Michelle’s family was there to a person, including Michelle’s grandmother. Michelle had come out early, at the age of 14, and all during the remaining time she lived in her home, she was never allowed to be alone with her brother. Michelle’s mother had heard that homosexual people were child predators. She didn’t even trust her own daughter to be in the presence of her son. I learned this story at the wedding, when Michelle could confide to me how fearful I’d made her at one of our first meetings.
I was getting ready for Sunday Morning worship, holding my two-year-old son in my arms. Michelle was standing nearby so I simply handed Kai off to her while I made preparations. I didn’t give her much choice since everybody loved holding our babies. It was at the wedding she told me how afraid she’d been, that when I discovered she was lesbian, I’d remember back to her holding Kai, and I’d be angry with her for holding my child. Scars.
Two weeks after the wedding, I received a card from Michelle’s mother, and a long letter, the sum of it being that the wedding, with a pastor, and an official service, allowed her to finally see her daughter as fully whole, just as she was, a woman who was giving her life to another woman. That was a beautiful moment, receiving that card, knowing I had played a small part in the healing of deep scars.

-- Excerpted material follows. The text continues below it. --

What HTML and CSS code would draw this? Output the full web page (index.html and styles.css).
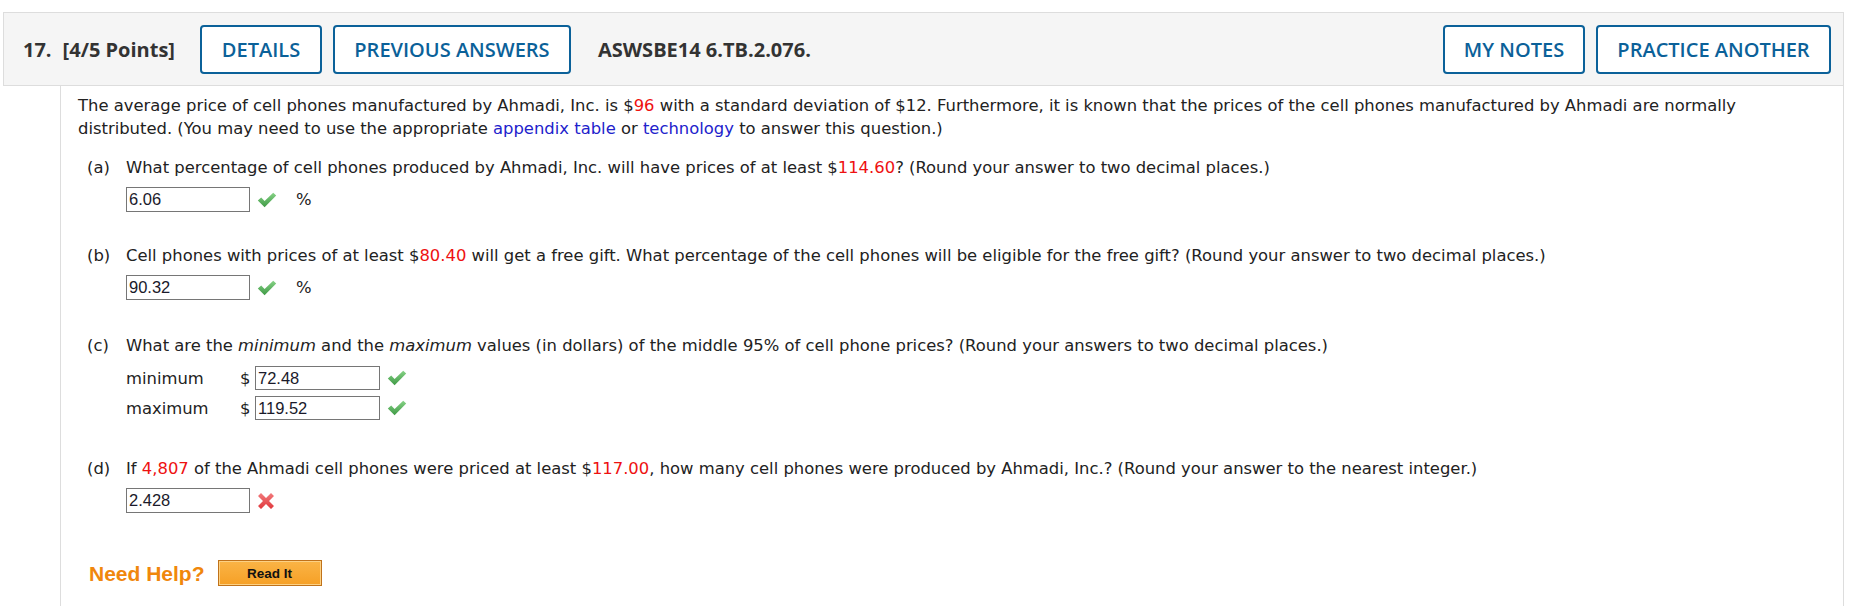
FILE: index.html
```html
<!DOCTYPE html>
<html>
<head>
<meta charset="utf-8">
<link rel="stylesheet" href="styles.css">
</head>
<body>
<div class="question">
  <div class="qhead">
    <div class="qtitle"><span class="qnum">17.</span><span class="qpts">[4/5 Points]</span></div>
    <button class="btn btn-details">DETAILS</button>
    <button class="btn btn-prev">PREVIOUS ANSWERS</button>
    <div class="qid">ASWSBE14 6.TB.2.076.</div>
    <div class="spacer"></div>
    <button class="btn btn-notes">MY NOTES</button>
    <button class="btn btn-practice">PRACTICE ANOTHER</button>
  </div>
  <div class="qbody">
    <p class="intro">The average price of cell phones manufactured by Ahmadi, Inc. is $<span class="red">96</span> with a standard deviation of $12. Furthermore, it is known that the prices of the cell phones manufactured by Ahmadi are normally<br>distributed. (You may need to use the appropriate <span class="link">appendix table</span> or <span class="link">technology</span> to answer this question.)</p>

    <div class="part part-a">
      <div class="plabel">(a)</div>
      <div class="pcontent">
        <div class="ptext">What percentage of cell phones produced by Ahmadi, Inc. will have prices of at least $<span class="red">114.60</span>? (Round your answer to two decimal places.)</div>
        <div class="ansrow">
          <span class="ans">6.06</span>
          <svg class="mark" viewBox="0 0 20 16" width="20" height="16"><defs><linearGradient id="g1" x1="0" y1="0" x2="0" y2="1"><stop offset="0" stop-color="#86d286"/><stop offset="1" stop-color="#3f9a45"/></linearGradient></defs><path d="M0.8 8.6 L4.2 5.6 L7.6 9 L16.2 0.8 L19.2 3.6 L7.6 15.2 Z" fill="url(#g1)"/></svg>
          <span class="unit">%</span>
        </div>
      </div>
    </div>

    <div class="part part-b">
      <div class="plabel">(b)</div>
      <div class="pcontent">
        <div class="ptext">Cell phones with prices of at least $<span class="red">80.40</span> will get a free gift. What percentage of the cell phones will be eligible for the free gift? (Round your answer to two decimal places.)</div>
        <div class="ansrow">
          <span class="ans">90.32</span>
          <svg class="mark" viewBox="0 0 20 16" width="20" height="16"><defs><linearGradient id="g2" x1="0" y1="0" x2="0" y2="1"><stop offset="0" stop-color="#86d286"/><stop offset="1" stop-color="#3f9a45"/></linearGradient></defs><path d="M0.8 8.6 L4.2 5.6 L7.6 9 L16.2 0.8 L19.2 3.6 L7.6 15.2 Z" fill="url(#g2)"/></svg>
          <span class="unit">%</span>
        </div>
      </div>
    </div>

    <div class="part part-c">
      <div class="plabel">(c)</div>
      <div class="pcontent">
        <div class="ptext">What are the <em>minimum</em> and the <em>maximum</em> values (in dollars) of the middle 95% of cell phone prices? (Round your answers to two decimal places.)</div>
        <div class="mmgrid">
          <span class="mmlabel">minimum</span>
          <span class="dollar">$</span>
          <span class="ans ans-c">72.48</span>
          <svg class="mark" viewBox="0 0 20 16" width="20" height="16"><defs><linearGradient id="g3" x1="0" y1="0" x2="0" y2="1"><stop offset="0" stop-color="#86d286"/><stop offset="1" stop-color="#3f9a45"/></linearGradient></defs><path d="M0.8 8.6 L4.2 5.6 L7.6 9 L16.2 0.8 L19.2 3.6 L7.6 15.2 Z" fill="url(#g3)"/></svg>
          <span class="mmlabel">maximum</span>
          <span class="dollar">$</span>
          <span class="ans ans-c">119.52</span>
          <svg class="mark" viewBox="0 0 20 16" width="20" height="16"><defs><linearGradient id="g4" x1="0" y1="0" x2="0" y2="1"><stop offset="0" stop-color="#86d286"/><stop offset="1" stop-color="#3f9a45"/></linearGradient></defs><path d="M0.8 8.6 L4.2 5.6 L7.6 9 L16.2 0.8 L19.2 3.6 L7.6 15.2 Z" fill="url(#g4)"/></svg>
        </div>
      </div>
    </div>

    <div class="part part-d">
      <div class="plabel">(d)</div>
      <div class="pcontent">
        <div class="ptext">If <span class="red">4,807</span> of the Ahmadi cell phones were priced at least $<span class="red">117.00</span>, how many cell phones were produced by Ahmadi, Inc.? (Round your answer to the nearest integer.)</div>
        <div class="ansrow">
          <span class="ans">2.428</span>
          <svg class="mark xmark" viewBox="0 0 18 18" width="18" height="18"><defs><linearGradient id="g5" x1="0" y1="0" x2="0" y2="1"><stop offset="0" stop-color="#f27a7c"/><stop offset="1" stop-color="#e0383c"/></linearGradient></defs><path d="M1 4 L4 1 L9 6 L14 1 L17 4 L12 9 L17 14 L14 17 L9 12 L4 17 L1 14 L6 9 Z" fill="url(#g5)"/></svg>
        </div>
      </div>
    </div>

    <div class="help">
      <span class="needhelp">Need Help?</span>
      <button class="readit">Read It</button>
    </div>
  </div>
</div>
</body>
</html>
```

FILE: styles.css
```css
html, body {
  margin: 0;
  padding: 0;
  background: #ffffff;
}

.question {
  margin: 12px 13px 0 3px;
}

.qhead {
  display: flex;
  align-items: center;
  height: 72px;
  background: #f5f5f5;
  border: 1px solid #dddddd;
  padding: 0 12px 0 19px;
  font-family: "Open Sans", sans-serif;
}

.qtitle {
  font-weight: 700;
  font-size: 20px;
  color: #333333;
  display: flex;
  gap: 11px;
  margin-right: 25px;
}

.btn {
  font-family: "Open Sans", sans-serif;
  font-size: 20px;
  font-weight: 600;
  color: #0b6199;
  background: #ffffff;
  border: 2px solid #0b6199;
  border-radius: 4px;
  height: 49px;
  padding: 0;
  margin-right: 11px;
}

.btn-details { width: 122px; }
.btn-prev { width: 238px; margin-right: 27px; }
.btn-notes { width: 142px; }
.btn-practice { width: 235px; margin-right: 0; }

.qid {
  font-weight: 700;
  font-size: 20px;
  color: #333333;
}

.spacer { flex: 1; }

.qbody {
  margin-left: 57px;
  border-left: 1px solid #dddddd;
  border-right: 1px solid #dddddd;
  padding: 8px 60px 40px 17px;
  font-family: "DejaVu Sans", Verdana, sans-serif;
  font-size: 16.4px;
  line-height: 23px;
  color: #222222;
}

.intro {
  margin: 0;
}

.red { color: #ee1111; }
.link { color: #2222cc; }

.part {
  display: flex;
  margin-left: 9px;
}

.part-a { margin-top: 16px; }
.part-b { margin-top: 32px; }
.part-c { margin-top: 34px; }
.part-d { margin-top: 37px; }

.plabel {
  width: 39px;
  flex: none;
}

.ansrow {
  display: flex;
  align-items: center;
  margin-top: 8px;
  height: 25px;
}

.ans {
  box-sizing: border-box;
  display: inline-block;
  width: 124px;
  height: 25px;
  border: 1px solid #767676;
  font-family: "Liberation Sans", Arial, sans-serif;
  font-size: 16.5px;
  line-height: 23px;
  padding-left: 2px;
  color: #1a1a2a;
  background: #ffffff;
}

.mark {
  margin-left: 7px;
}

.unit {
  margin-left: 19px;
}

.mmgrid {
  display: grid;
  grid-template-columns: 114px 15px 125px 30px;
  grid-auto-rows: 24px;
  row-gap: 6px;
  align-items: center;
  margin-top: 9px;
}

.mmgrid .mark { margin-left: 7px; }

.ans-c {
  width: 125px;
  height: 24px;
  line-height: 22px;
}

.help {
  display: flex;
  align-items: center;
  margin-top: 47px;
  margin-left: 11px;
}

.needhelp {
  font-family: "Liberation Sans", Arial, sans-serif;
  font-weight: 700;
  font-size: 21px;
  color: #f0870c;
}

.readit {
  margin-left: 13px;
  width: 104px;
  height: 26px;
  font-family: "Liberation Sans", Arial, sans-serif;
  font-weight: 700;
  font-size: 13.5px;
  color: #111111;
  background: linear-gradient(#fab446, #f6a026);
  border: 1px solid #c0721a;
  box-shadow: inset 0 0 0 1px #fcd184;
  padding: 0;
}
```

Four years later Becky and Michelle divorced, although that too is unofficial since there’s no legal arrangement either for dissolving relationships. Great, wonderful people, continuing good friends of our family, living the blessings and challenges of life like most of our other friends.

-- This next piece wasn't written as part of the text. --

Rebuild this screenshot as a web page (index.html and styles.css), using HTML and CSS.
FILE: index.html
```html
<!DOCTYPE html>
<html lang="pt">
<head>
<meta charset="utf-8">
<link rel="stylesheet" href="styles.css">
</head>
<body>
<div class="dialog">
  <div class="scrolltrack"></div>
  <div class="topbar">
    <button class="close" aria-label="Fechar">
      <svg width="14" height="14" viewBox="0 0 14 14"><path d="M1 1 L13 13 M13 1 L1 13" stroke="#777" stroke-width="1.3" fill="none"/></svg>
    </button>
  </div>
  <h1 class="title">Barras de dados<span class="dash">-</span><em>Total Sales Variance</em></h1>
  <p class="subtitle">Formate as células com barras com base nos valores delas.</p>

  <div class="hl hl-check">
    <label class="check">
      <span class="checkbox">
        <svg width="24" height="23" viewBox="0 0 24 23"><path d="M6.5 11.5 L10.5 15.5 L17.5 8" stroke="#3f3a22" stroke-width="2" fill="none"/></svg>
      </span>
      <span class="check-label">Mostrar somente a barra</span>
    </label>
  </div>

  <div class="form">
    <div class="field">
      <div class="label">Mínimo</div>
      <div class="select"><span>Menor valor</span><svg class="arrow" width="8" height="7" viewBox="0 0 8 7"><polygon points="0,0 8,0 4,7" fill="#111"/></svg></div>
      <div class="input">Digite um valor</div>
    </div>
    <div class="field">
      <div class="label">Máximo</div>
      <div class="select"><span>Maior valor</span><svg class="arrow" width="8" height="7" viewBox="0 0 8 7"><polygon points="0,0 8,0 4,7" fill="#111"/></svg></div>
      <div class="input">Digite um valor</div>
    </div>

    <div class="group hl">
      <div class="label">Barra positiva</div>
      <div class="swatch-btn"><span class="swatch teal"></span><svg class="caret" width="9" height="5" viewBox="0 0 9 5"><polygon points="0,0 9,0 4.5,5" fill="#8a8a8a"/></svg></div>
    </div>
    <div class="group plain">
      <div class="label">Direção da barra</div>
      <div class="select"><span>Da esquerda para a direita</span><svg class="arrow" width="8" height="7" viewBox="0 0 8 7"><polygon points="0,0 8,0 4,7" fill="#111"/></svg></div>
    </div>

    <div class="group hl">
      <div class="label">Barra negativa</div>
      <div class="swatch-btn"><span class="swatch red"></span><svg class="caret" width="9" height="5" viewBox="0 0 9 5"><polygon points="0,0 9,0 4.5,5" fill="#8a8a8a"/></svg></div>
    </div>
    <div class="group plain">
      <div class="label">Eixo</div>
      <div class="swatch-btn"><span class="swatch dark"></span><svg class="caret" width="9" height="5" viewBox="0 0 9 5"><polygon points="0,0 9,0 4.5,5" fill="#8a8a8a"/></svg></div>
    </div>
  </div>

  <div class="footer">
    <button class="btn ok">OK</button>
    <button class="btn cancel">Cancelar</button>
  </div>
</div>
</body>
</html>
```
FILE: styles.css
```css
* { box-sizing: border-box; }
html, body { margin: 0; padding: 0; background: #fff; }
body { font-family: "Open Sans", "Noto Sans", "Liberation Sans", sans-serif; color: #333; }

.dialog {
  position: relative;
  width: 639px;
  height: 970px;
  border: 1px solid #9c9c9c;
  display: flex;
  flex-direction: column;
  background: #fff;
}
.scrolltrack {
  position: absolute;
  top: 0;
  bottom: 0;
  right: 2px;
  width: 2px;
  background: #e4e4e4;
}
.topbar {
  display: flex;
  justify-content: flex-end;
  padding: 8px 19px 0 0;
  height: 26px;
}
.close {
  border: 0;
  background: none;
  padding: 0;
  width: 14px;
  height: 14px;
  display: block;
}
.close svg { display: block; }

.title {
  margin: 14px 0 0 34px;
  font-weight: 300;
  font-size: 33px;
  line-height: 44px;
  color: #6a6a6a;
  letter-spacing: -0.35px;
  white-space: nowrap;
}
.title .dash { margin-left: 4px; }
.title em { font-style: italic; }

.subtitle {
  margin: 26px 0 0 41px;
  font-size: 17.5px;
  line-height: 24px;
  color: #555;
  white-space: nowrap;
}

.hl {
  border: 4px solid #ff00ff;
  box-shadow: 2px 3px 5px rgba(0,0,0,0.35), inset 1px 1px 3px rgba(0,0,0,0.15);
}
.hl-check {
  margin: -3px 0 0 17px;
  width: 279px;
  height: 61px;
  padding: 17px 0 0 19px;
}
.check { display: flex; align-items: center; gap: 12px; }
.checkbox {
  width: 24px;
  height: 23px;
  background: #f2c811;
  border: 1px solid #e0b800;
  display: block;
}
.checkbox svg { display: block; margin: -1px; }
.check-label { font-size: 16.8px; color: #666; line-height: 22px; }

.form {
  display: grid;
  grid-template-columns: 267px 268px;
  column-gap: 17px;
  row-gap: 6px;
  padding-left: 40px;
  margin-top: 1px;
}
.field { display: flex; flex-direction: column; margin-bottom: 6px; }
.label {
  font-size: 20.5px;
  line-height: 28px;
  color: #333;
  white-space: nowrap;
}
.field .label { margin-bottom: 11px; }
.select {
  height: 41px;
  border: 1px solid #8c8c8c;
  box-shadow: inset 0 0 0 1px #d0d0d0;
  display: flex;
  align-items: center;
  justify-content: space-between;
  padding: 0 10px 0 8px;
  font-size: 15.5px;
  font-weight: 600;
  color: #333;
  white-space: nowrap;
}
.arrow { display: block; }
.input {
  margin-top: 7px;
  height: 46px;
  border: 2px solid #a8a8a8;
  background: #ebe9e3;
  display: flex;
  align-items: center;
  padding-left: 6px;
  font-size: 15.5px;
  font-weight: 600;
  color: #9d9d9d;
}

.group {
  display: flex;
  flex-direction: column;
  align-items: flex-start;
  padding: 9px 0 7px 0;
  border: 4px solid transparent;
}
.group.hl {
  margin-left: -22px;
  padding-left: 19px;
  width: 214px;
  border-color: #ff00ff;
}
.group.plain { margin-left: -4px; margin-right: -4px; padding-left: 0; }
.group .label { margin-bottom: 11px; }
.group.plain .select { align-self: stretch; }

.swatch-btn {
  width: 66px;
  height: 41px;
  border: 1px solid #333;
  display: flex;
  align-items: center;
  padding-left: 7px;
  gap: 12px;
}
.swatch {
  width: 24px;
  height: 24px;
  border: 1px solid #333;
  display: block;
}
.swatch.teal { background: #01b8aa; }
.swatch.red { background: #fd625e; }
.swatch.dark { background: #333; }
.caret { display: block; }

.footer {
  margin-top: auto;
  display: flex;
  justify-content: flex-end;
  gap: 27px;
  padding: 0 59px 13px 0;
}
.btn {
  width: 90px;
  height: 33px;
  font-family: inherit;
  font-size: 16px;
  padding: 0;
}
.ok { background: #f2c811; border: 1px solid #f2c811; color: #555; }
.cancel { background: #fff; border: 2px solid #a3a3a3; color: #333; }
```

Except that Becky’s parents have not communicated with her for over five years. Not once. Her brother recently wrote to try and reclaim a relationship – his purpose was to coax Becky into an ex-gay program. Perhaps they still love her with the unconditional love you would give to your daughter. But perhaps they feel like you do, that Becky’s self-affirming homosexual identity, behavior, and relationship put her in jeopardy of losing the kingdom. And perhaps the strongest thing they know how to do is to have nothing to do with that sin. Perhaps it is great love in a tent stifled by unambiguous rules.
Becky, when she writes to you, appears vicariously to be trying to reach her own parents, the judging parents she sees in what you are writing.
I’m not sure I sense you being all the way out on the existential plank in your description of what you’d do with an announcement by your son or daughter that they are gay. Becky’s been there, where the rules no longer hold up. Hundreds and thousands of others have, too. You’ve written that you’d warn a self-affirming active homosexual they might be in danger of losing the kingdom. What if that was your child, a person with as strong a commitment to their partner as you have to your wife, and insisting on recognition of the partner in the household, just like your other children’s married spouses? What if your child was a person getting married in a Massachusetts Lutheran Church, and a gay activist? What if she insisted that her life, this life, was an act of faith? I’m wondering if your declarations of unconditional love would be enough for your daughter or son, or if the unflagging judgment of their behavior and denial of her identity would drive them away, as happened with Becky, outside the large tent of absolute revelation and absolute rules?
Thank you for the blessing of this conversation. These do indeed seem like core conversations, and I am grateful we can have them. I look forward to continuing our dialogue.
P.S. You asked me three specific questions:
1. What is it within compassion that gives it direction?
I think I've answered this above.
2. What is it within love itself that tells me the loving thing to do with regard to my neighbor?
I think I've addressed this above, but as you have faith in rules, I have faith in love and compassion, and using the accumulated wisdom of the faith traditions about love, and whatever experience can be gathered from history about living well together, and whatever experience can be gathered from a current situation to try and develop a compassionate response. This may not be simple and unambiguous. Answers in one setting may or may not apply in other settings. Compassion is the vision by which love seeks to act concretely.
3. What do I mean by sin?
In my first year of teaching confirmation as a seminary student, the Lutheran test we were using described sin this way.
"Sin is not about broken rules. Sin is about broken
That's been enough for me ever since. If rules enhance relationship, they are good rules. If rules damage relationships (slavery, etc) then the rules need to be reevaluated and changed.